▶

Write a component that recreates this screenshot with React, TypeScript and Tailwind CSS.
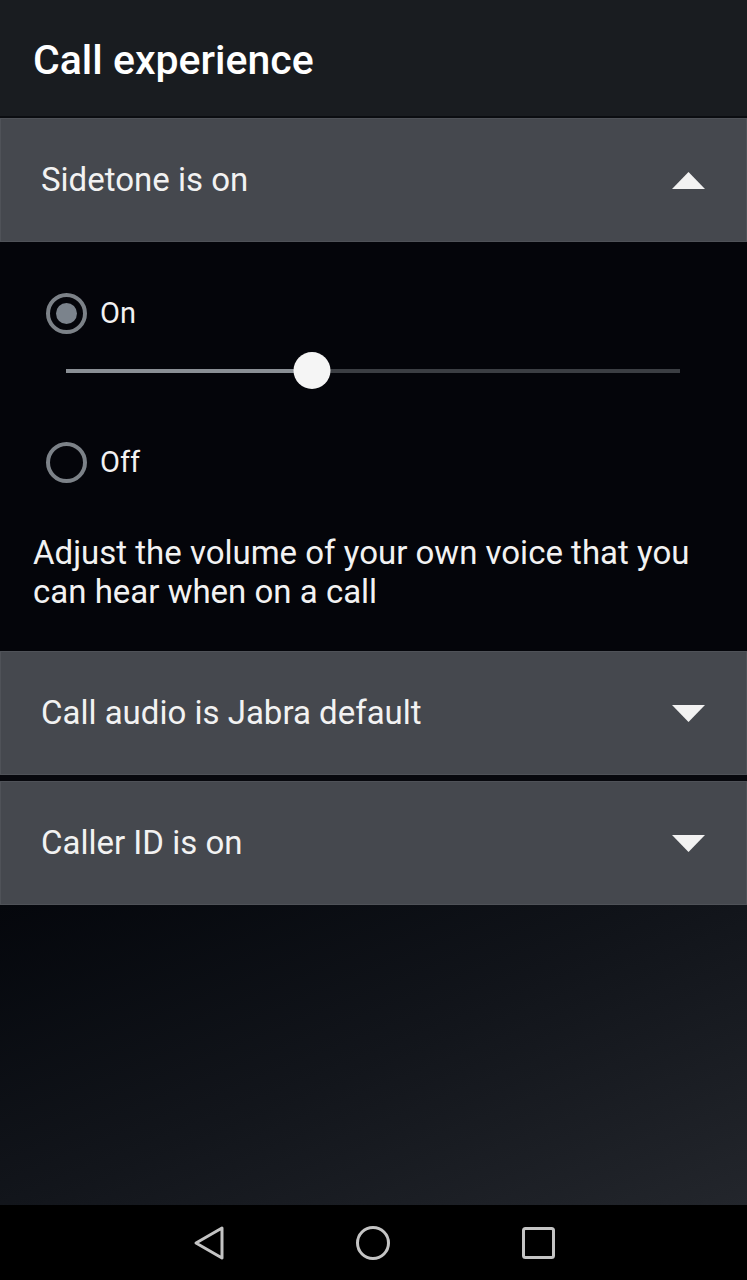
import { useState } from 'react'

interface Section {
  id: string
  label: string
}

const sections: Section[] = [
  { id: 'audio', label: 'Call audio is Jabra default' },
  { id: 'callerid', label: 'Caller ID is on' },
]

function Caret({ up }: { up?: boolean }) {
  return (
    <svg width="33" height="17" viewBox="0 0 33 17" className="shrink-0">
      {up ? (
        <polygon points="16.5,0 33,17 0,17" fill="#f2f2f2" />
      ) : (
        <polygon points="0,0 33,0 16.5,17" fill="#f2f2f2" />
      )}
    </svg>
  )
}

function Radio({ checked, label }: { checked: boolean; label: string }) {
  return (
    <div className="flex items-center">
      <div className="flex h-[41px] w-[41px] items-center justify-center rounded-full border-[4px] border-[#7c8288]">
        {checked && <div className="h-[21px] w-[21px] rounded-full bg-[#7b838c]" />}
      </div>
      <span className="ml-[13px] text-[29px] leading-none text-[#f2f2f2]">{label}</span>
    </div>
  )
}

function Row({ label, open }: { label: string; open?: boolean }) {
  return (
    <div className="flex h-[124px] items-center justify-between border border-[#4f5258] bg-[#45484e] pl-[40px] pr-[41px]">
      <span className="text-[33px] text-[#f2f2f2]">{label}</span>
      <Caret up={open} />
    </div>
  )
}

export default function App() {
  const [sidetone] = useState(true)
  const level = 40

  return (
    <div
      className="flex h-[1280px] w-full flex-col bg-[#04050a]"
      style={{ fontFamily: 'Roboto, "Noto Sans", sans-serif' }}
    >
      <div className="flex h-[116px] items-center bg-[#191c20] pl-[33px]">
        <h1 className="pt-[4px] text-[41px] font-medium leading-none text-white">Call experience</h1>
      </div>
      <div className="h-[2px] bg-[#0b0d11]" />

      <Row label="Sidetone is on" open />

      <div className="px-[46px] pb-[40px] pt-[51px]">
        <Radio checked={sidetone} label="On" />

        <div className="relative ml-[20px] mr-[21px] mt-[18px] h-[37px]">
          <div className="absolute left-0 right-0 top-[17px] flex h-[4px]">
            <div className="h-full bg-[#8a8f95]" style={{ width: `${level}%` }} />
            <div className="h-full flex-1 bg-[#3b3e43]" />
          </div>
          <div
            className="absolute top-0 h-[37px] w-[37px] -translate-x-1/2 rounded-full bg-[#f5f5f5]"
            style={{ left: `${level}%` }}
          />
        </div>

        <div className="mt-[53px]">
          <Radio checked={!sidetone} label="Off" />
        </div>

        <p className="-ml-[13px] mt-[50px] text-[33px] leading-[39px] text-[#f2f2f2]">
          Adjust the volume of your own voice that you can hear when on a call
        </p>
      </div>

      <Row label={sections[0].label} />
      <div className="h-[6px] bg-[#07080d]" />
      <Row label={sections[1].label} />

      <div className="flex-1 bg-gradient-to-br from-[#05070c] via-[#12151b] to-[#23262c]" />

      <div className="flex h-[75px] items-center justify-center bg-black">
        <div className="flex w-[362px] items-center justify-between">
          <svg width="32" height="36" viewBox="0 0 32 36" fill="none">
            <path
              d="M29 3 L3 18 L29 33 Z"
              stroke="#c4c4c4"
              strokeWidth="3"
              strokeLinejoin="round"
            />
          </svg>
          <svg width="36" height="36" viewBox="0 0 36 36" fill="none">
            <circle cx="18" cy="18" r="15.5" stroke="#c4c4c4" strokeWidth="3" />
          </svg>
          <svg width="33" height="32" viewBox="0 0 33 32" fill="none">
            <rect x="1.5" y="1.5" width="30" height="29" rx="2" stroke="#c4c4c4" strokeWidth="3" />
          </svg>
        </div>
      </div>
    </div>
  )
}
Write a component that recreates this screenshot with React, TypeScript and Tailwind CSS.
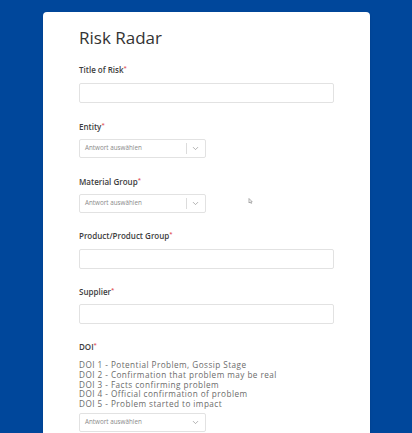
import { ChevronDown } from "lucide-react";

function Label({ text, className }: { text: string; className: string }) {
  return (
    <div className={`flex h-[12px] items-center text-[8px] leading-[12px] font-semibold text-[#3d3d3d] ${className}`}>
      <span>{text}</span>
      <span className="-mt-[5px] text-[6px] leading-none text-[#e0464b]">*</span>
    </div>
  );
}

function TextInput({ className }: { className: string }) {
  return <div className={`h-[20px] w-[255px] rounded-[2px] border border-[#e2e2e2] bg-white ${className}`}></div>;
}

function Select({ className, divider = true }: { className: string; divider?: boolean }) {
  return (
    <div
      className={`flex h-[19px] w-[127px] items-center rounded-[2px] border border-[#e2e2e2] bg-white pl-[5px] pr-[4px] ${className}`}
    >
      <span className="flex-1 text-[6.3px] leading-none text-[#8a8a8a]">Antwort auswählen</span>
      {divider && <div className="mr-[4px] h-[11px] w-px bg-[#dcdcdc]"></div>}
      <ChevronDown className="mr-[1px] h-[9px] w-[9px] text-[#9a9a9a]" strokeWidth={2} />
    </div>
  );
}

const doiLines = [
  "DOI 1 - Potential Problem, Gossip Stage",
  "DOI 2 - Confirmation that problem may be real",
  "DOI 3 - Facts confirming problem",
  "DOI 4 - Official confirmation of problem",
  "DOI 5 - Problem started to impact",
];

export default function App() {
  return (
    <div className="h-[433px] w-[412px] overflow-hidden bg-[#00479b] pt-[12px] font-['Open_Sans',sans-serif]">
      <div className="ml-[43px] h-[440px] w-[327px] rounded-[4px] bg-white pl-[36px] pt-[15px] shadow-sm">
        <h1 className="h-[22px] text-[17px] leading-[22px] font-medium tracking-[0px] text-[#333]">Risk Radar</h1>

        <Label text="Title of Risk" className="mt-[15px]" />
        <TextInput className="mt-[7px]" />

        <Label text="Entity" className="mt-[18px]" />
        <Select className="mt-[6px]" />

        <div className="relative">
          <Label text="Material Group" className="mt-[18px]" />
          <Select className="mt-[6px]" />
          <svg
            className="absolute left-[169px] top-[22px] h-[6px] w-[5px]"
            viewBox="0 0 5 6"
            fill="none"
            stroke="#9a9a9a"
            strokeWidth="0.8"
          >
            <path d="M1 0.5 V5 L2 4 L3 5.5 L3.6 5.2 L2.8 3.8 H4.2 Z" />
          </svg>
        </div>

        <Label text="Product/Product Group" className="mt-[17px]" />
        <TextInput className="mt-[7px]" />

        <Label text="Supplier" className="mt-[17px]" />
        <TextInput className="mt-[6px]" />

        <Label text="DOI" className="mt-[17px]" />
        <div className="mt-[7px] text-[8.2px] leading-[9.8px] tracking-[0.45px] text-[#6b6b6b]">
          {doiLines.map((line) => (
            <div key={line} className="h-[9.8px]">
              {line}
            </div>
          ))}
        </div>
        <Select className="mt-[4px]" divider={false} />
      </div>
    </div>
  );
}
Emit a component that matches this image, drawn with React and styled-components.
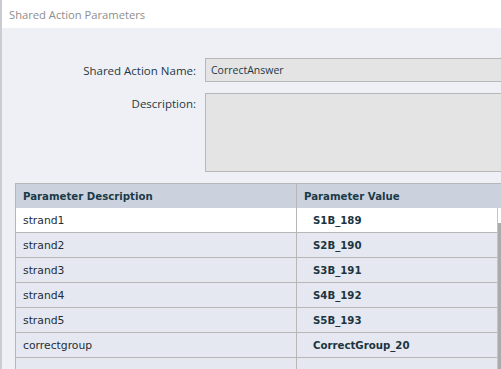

◀

To be done
Quote each entry above verbatim and drop the pictures.

Response to the exercise
Write a component that recreates this screenshot with React, TypeScript and Tailwind CSS.
import { useState } from 'react'

interface Section {
  id: string
  label: string
}

const sections: Section[] = [
  { id: 'audio', label: 'Call audio is Jabra default' },
  { id: 'callerid', label: 'Caller ID is on' },
]

function Caret({ up }: { up?: boolean }) {
  return (
    <svg width="33" height="17" viewBox="0 0 33 17" className="shrink-0">
      {up ? (
        <polygon points="16.5,0 33,17 0,17" fill="#f2f2f2" />
      ) : (
        <polygon points="0,0 33,0 16.5,17" fill="#f2f2f2" />
      )}
    </svg>
  )
}

function Radio({ checked, label }: { checked: boolean; label: string }) {
  return (
    <div className="flex items-center">
      <div className="flex h-[41px] w-[41px] items-center justify-center rounded-full border-[4px] border-[#7c8288]">
        {checked && <div className="h-[21px] w-[21px] rounded-full bg-[#7b838c]" />}
      </div>
      <span className="ml-[13px] text-[29px] leading-none text-[#f2f2f2]">{label}</span>
    </div>
  )
}

function Row({ label, open }: { label: string; open?: boolean }) {
  return (
    <div className="flex h-[124px] items-center justify-between border border-[#4f5258] bg-[#45484e] pl-[40px] pr-[41px]">
      <span className="text-[33px] text-[#f2f2f2]">{label}</span>
      <Caret up={open} />
    </div>
  )
}

export default function App() {
  const [sidetone] = useState(true)
  const level = 40

  return (
    <div
      className="flex h-[1280px] w-full flex-col bg-[#04050a]"
      style={{ fontFamily: 'Roboto, "Noto Sans", sans-serif' }}
    >
      <div className="flex h-[116px] items-center bg-[#191c20] pl-[33px]">
        <h1 className="pt-[4px] text-[41px] font-medium leading-none text-white">Call experience</h1>
      </div>
      <div className="h-[2px] bg-[#0b0d11]" />

      <Row label="Sidetone is on" open />

      <div className="px-[46px] pb-[40px] pt-[51px]">
        <Radio checked={sidetone} label="On" />

        <div className="relative ml-[20px] mr-[21px] mt-[18px] h-[37px]">
          <div className="absolute left-0 right-0 top-[17px] flex h-[4px]">
            <div className="h-full bg-[#8a8f95]" style={{ width: `${level}%` }} />
            <div className="h-full flex-1 bg-[#3b3e43]" />
          </div>
          <div
            className="absolute top-0 h-[37px] w-[37px] -translate-x-1/2 rounded-full bg-[#f5f5f5]"
            style={{ left: `${level}%` }}
          />
        </div>

        <div className="mt-[53px]">
          <Radio checked={!sidetone} label="Off" />
        </div>

        <p className="-ml-[13px] mt-[50px] text-[33px] leading-[39px] text-[#f2f2f2]">
          Adjust the volume of your own voice that you can hear when on a call
        </p>
      </div>

      <Row label={sections[0].label} />
      <div className="h-[6px] bg-[#07080d]" />
      <Row label={sections[1].label} />

      <div className="flex-1 bg-gradient-to-br from-[#05070c] via-[#12151b] to-[#23262c]" />

      <div className="flex h-[75px] items-center justify-center bg-black">
        <div className="flex w-[362px] items-center justify-between">
          <svg width="32" height="36" viewBox="0 0 32 36" fill="none">
            <path
              d="M29 3 L3 18 L29 33 Z"
              stroke="#c4c4c4"
              strokeWidth="3"
              strokeLinejoin="round"
            />
          </svg>
          <svg width="36" height="36" viewBox="0 0 36 36" fill="none">
            <circle cx="18" cy="18" r="15.5" stroke="#c4c4c4" strokeWidth="3" />
          </svg>
          <svg width="33" height="32" viewBox="0 0 33 32" fill="none">
            <rect x="1.5" y="1.5" width="30" height="29" rx="2" stroke="#c4c4c4" strokeWidth="3" />
          </svg>
        </div>
      </div>
    </div>
  )
}
Write a component that recreates this screenshot with React, TypeScript and Tailwind CSS.
import { ChevronDown } from "lucide-react";

function Label({ text, className }: { text: string; className: string }) {
  return (
    <div className={`flex h-[12px] items-center text-[8px] leading-[12px] font-semibold text-[#3d3d3d] ${className}`}>
      <span>{text}</span>
      <span className="-mt-[5px] text-[6px] leading-none text-[#e0464b]">*</span>
    </div>
  );
}

function TextInput({ className }: { className: string }) {
  return <div className={`h-[20px] w-[255px] rounded-[2px] border border-[#e2e2e2] bg-white ${className}`}></div>;
}

function Select({ className, divider = true }: { className: string; divider?: boolean }) {
  return (
    <div
      className={`flex h-[19px] w-[127px] items-center rounded-[2px] border border-[#e2e2e2] bg-white pl-[5px] pr-[4px] ${className}`}
    >
      <span className="flex-1 text-[6.3px] leading-none text-[#8a8a8a]">Antwort auswählen</span>
      {divider && <div className="mr-[4px] h-[11px] w-px bg-[#dcdcdc]"></div>}
      <ChevronDown className="mr-[1px] h-[9px] w-[9px] text-[#9a9a9a]" strokeWidth={2} />
    </div>
  );
}

const doiLines = [
  "DOI 1 - Potential Problem, Gossip Stage",
  "DOI 2 - Confirmation that problem may be real",
  "DOI 3 - Facts confirming problem",
  "DOI 4 - Official confirmation of problem",
  "DOI 5 - Problem started to impact",
];

export default function App() {
  return (
    <div className="h-[433px] w-[412px] overflow-hidden bg-[#00479b] pt-[12px] font-['Open_Sans',sans-serif]">
      <div className="ml-[43px] h-[440px] w-[327px] rounded-[4px] bg-white pl-[36px] pt-[15px] shadow-sm">
        <h1 className="h-[22px] text-[17px] leading-[22px] font-medium tracking-[0px] text-[#333]">Risk Radar</h1>

        <Label text="Title of Risk" className="mt-[15px]" />
        <TextInput className="mt-[7px]" />

        <Label text="Entity" className="mt-[18px]" />
        <Select className="mt-[6px]" />

        <div className="relative">
          <Label text="Material Group" className="mt-[18px]" />
          <Select className="mt-[6px]" />
          <svg
            className="absolute left-[169px] top-[22px] h-[6px] w-[5px]"
            viewBox="0 0 5 6"
            fill="none"
            stroke="#9a9a9a"
            strokeWidth="0.8"
          >
            <path d="M1 0.5 V5 L2 4 L3 5.5 L3.6 5.2 L2.8 3.8 H4.2 Z" />
          </svg>
        </div>

        <Label text="Product/Product Group" className="mt-[17px]" />
        <TextInput className="mt-[7px]" />

        <Label text="Supplier" className="mt-[17px]" />
        <TextInput className="mt-[6px]" />

        <Label text="DOI" className="mt-[17px]" />
        <div className="mt-[7px] text-[8.2px] leading-[9.8px] tracking-[0.45px] text-[#6b6b6b]">
          {doiLines.map((line) => (
            <div key={line} className="h-[9.8px]">
              {line}
            </div>
          ))}
        </div>
        <Select className="mt-[4px]" divider={false} />
      </div>
    </div>
  );
}
Emit a component that matches this image, drawn with React and styled-components.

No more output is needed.